During an interview at the Interethnic Association for the Development of the Peruvian Rainforest in Lima days before the start of the summit where COICA hopes to achieve global and territorial alliances for the conservation of the Amazon, the coordinator underlines that deforestation is the largest threat they face.

Cutting down trees is the first step before illegal mining, drug trafficking, oil exploitation, cattle ranching and monoculture that destroys species.

“(Foreign investors see) the Amazon as a business and they want to cut down trees to generate profits that also do not reach our towns,” says Diaz Mirabal.

In addition, he denounces the murders of environmental defenders, which COICA says amount to one homicide every two days by criminal organizations that seek benefits in the forests.

He categorically believes that the Amazon is at a point of no return and that deforestation and the effects of climate change, as well as the war in Ukraine, are worsening the situation, since new oil deposits are being sought as well as an increase in the exploitation of existing ones, due to the lack of this global resource.

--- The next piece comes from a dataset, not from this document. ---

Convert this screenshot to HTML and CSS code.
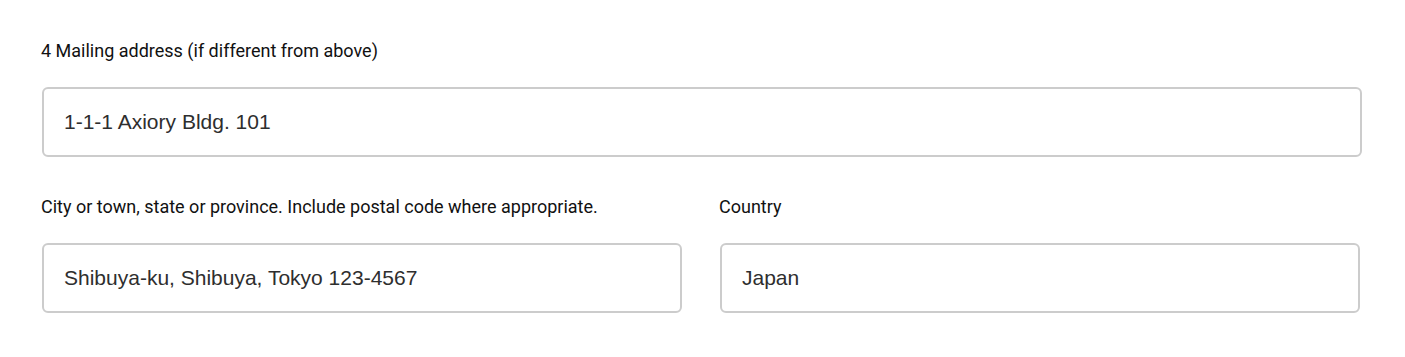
FILE: index.html
```html
<!DOCTYPE html>
<html lang="en">
<head>
    <meta charset="UTF-8">
    <meta name="viewport" content="width=device-width, initial-scale=1.0">
    <title>Mailing address</title>
    <link rel="stylesheet" href="styles.css">
</head>
<body>
    <form class="address-form">
        <div class="form-group">
            <label class="form-label" for="mail-street">4 Mailing address (if different from above)</label>
            <input type="text" id="mail-street" class="form-input" value="1-1-1 Axiory Bldg. 101">
        </div>
        <div class="form-row">
            <div class="form-group">
                <label class="form-label" for="mail-city">City or town, state or province. Include postal code where appropriate.</label>
                <input type="text" id="mail-city" class="form-input" value="Shibuya-ku, Shibuya, Tokyo 123-4567">
            </div>
            <div class="form-group">
                <label class="form-label" for="mail-country">Country</label>
                <input type="text" id="mail-country" class="form-input" value="Japan">
            </div>
        </div>
    </form>
</body>
</html>
```

FILE: styles.css
```css
body {
    margin: 0;
    font-family: Roboto, "Liberation Sans", Arial, sans-serif;
    background-color: #ffffff;
    color: #111111;
}

.address-form {
    width: 1320px;
    padding: 39px 0 0 42px;
}

.form-group {
    display: flex;
    flex-direction: column;
    margin-bottom: 38px;
}

.form-label {
    font-size: 18px;
    line-height: 24px;
    margin-bottom: 24px;
    margin-left: -1px;
}

.form-input {
    box-sizing: border-box;
    width: 100%;
    height: 70px;
    padding: 0 20px;
    border: 2px solid #cccccc;
    border-radius: 6px;
    font-family: "Liberation Sans", Arial, sans-serif;
    font-size: 21px;
    color: #2e2e2e;
    outline: none;
}

.form-row {
    display: grid;
    grid-template-columns: 640px 640px;
    column-gap: 38px;
}
```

“We come from COP26 in Glasgow where many promises were made, a lot of money was promised, a lot of technical support to save the territories (…) We are going to get to the COP27 in Egypt and they have not been accomplished,” he says.

For this reason, the indigenous communities say that financing and the continuation of negotiations by countries such as the United Kingdom or France, which have committed themselves to it, is urgent.

As for the countries of the region, the coordinator hopes that Brazil’s President Jair Bolsonaro will not win again in the upcoming election, saying that deforestation has increased in the country by up to 70 percent during his mandate. But he has hope in the new governments that have promised to listen to his demands, such as those of Colombia and Peru.

Despite being an organization that represents more than 500 diverse indigenous peoples, including the uncontacted, across a huge geographic area of 8 million square kilometers, everyone agrees that they need to raise this call to the international community.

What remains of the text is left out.